Hunkier plastic in the nose, along the sills, and on the tail, with its small spoiler and underbody tray, joins with 19-inch five-spoke wheels to salt in the visual wow. Alcantara pseudo-suede in four available color combinations accents the seats, and brushed aluminum the dashboard. An AMG steering wheel, doorsills, and instrument cluster complete the trim-out.

Mercedes plans to keep the CLS55's price premium over the base car about the same as the E55's, or $24,300. That should put the CLS55 at about $90,000 when it makes it to the U.S. in March. Only 1500 units per year will sail for America.

While it had our attention (and it definitely did), Mercedes showed us the SLK55 AMG, which went on sale in October for about $55,000 (Mercedes is keeping pricing secret for all its new models). Revamped this year with an all-new body and a remarkably improved chassis, the SLK roadster gets a nonsupercharged version of the 5.4-liter V-8 billed at 355 horsepower and 376 pound-feet of torque.

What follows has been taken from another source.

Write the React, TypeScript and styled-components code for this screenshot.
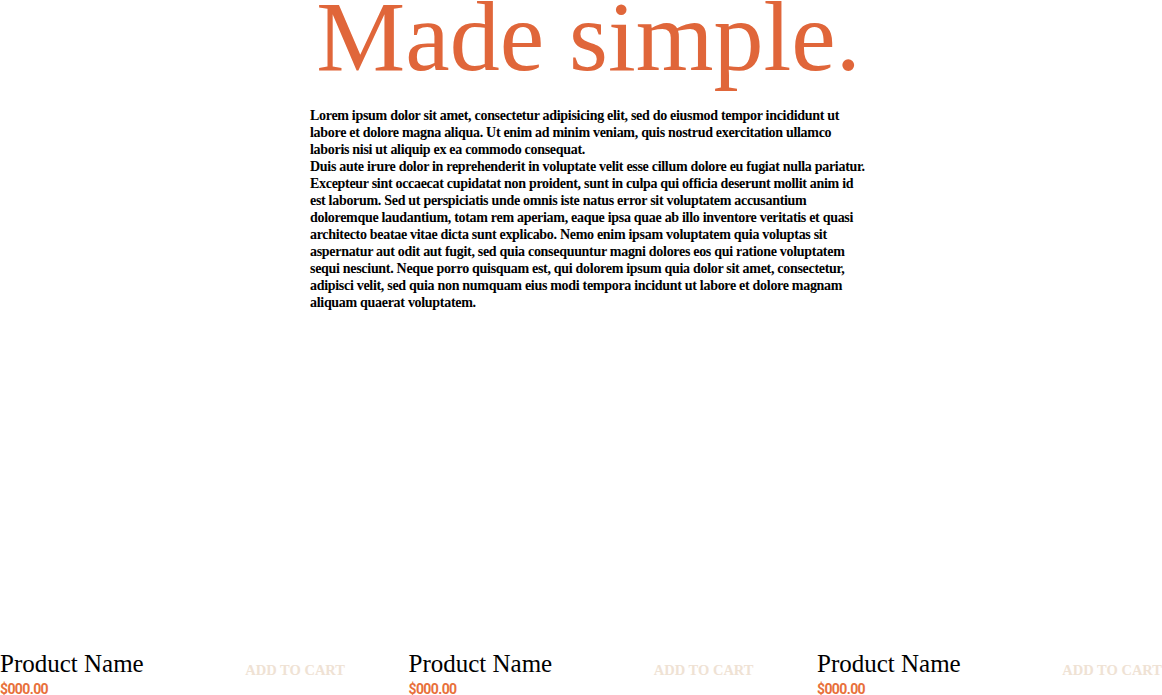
import React from 'react'
import styled, { createGlobalStyle } from 'styled-components'

const GlobalStyle = createGlobalStyle`
  html, body {
    margin: 0;
    padding: 0;
    background: #fff;
  }
  body {
    font-family: 'Liberation Serif', 'Times New Roman', serif;
    color: #000;
  }
`

const Page = styled.main`
  width: 100%;
`

const Hero = styled.section`
  box-sizing: border-box;
  width: 867px;
  padding-left: 310px;
`

const Title = styled.h1`
  margin: 0;
  font-family: 'Liberation Serif', serif;
  font-weight: 400;
  font-size: 100px;
  line-height: 74px;
  text-align: center;
  color: #e0663a;
`

const Copy = styled.div`
  margin-top: 33px;
  font-family: 'Liberation Serif', serif;
  font-weight: 700;
  font-size: 14px;
  line-height: 17px;
  letter-spacing: -0.3px;
  white-space: nowrap;

  p {
    margin: 0;
  }
`

const Line = styled.span`
  display: block;
`

const Products = styled.section`
  display: flex;
  justify-content: space-between;
  margin-top: 338px;
`

const Product = styled.div`
  width: 345px;
  display: flex;
  flex-direction: column;
`

const ProductTop = styled.div`
  display: flex;
  justify-content: space-between;
  align-items: flex-end;
`

const ProductName = styled.h3`
  margin: 0;
  font-family: 'Liberation Serif', serif;
  font-weight: 400;
  font-size: 25px;
  line-height: 30px;
`

const AddToCart = styled.button`
  border: 0;
  background: none;
  padding: 0;
  font-family: 'Liberation Serif', serif;
  font-weight: 700;
  font-size: 14.5px;
  line-height: normal;
  color: #efe2d4;
  cursor: pointer;
`

const Price = styled.span`
  font-family: Roboto, 'Liberation Sans', sans-serif;
  font-weight: 700;
  font-size: 14px;
  line-height: 20px;
  letter-spacing: -0.6px;
  color: #e8703a;
`

const intro = [
  'Lorem ipsum dolor sit amet, consectetur adipisicing elit, sed do eiusmod tempor incididunt ut',
  'labore et dolore magna aliqua. Ut enim ad minim veniam, quis nostrud exercitation ullamco',
  'laboris nisi ut aliquip ex ea commodo consequat.',
]

const body = [
  'Duis aute irure dolor in reprehenderit in voluptate velit esse cillum dolore eu fugiat nulla pariatur.',
  'Excepteur sint occaecat cupidatat non proident, sunt in culpa qui officia deserunt mollit anim id',
  'est laborum. Sed ut perspiciatis unde omnis iste natus error sit voluptatem accusantium',
  'doloremque laudantium, totam rem aperiam, eaque ipsa quae ab illo inventore veritatis et quasi',
  'architecto beatae vitae dicta sunt explicabo. Nemo enim ipsam voluptatem quia voluptas sit',
  'aspernatur aut odit aut fugit, sed quia consequuntur magni dolores eos qui ratione voluptatem',
  'sequi nesciunt. Neque porro quisquam est, qui dolorem ipsum quia dolor sit amet, consectetur,',
  'adipisci velit, sed quia non numquam eius modi tempora incidunt ut labore et dolore magnam',
  'aliquam quaerat voluptatem.',
]

const products = [1, 2, 3].map((id) => ({ id, name: 'Product Name', price: '$000.00' }))

export default function App() {
  return (
    <Page>
      <GlobalStyle />
      <Hero>
        <Title>Made simple.</Title>
        <Copy>
          <p>
            {intro.map((l) => (
              <Line key={l}>{l}</Line>
            ))}
          </p>
          <p>
            {body.map((l) => (
              <Line key={l}>{l}</Line>
            ))}
          </p>
        </Copy>
      </Hero>
      <Products>
        {products.map((p) => (
          <Product key={p.id}>
            <ProductTop>
              <ProductName>{p.name}</ProductName>
              <AddToCart>ADD TO CART</AddToCart>
            </ProductTop>
            <Price>{p.price}</Price>
          </Product>
        ))}
      </Products>
    </Page>
  )
}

The power goes aft through a seven-speed automatic to a reinforced differential fitted with an oil cooler.

Bimetallic brake rotors, similar to the SL65's, feature a steel disc bolted to an aluminum hub to fight fade, curtail warping, and reduce weight.

And there will be plenty of speed to scrub off, thanks to furious acceleration (60 mph in a claimed 4.7 seconds) and a suspension that says, "Let's fool around!" Some quick racetrack laps had the SLK55 doing all the right moves: precision path control, throttle-assisted steering, and fierce grip. A German Ferrari? Team Stuttgart is definitely getting closer.

Germans thinking like Italians. This could be big.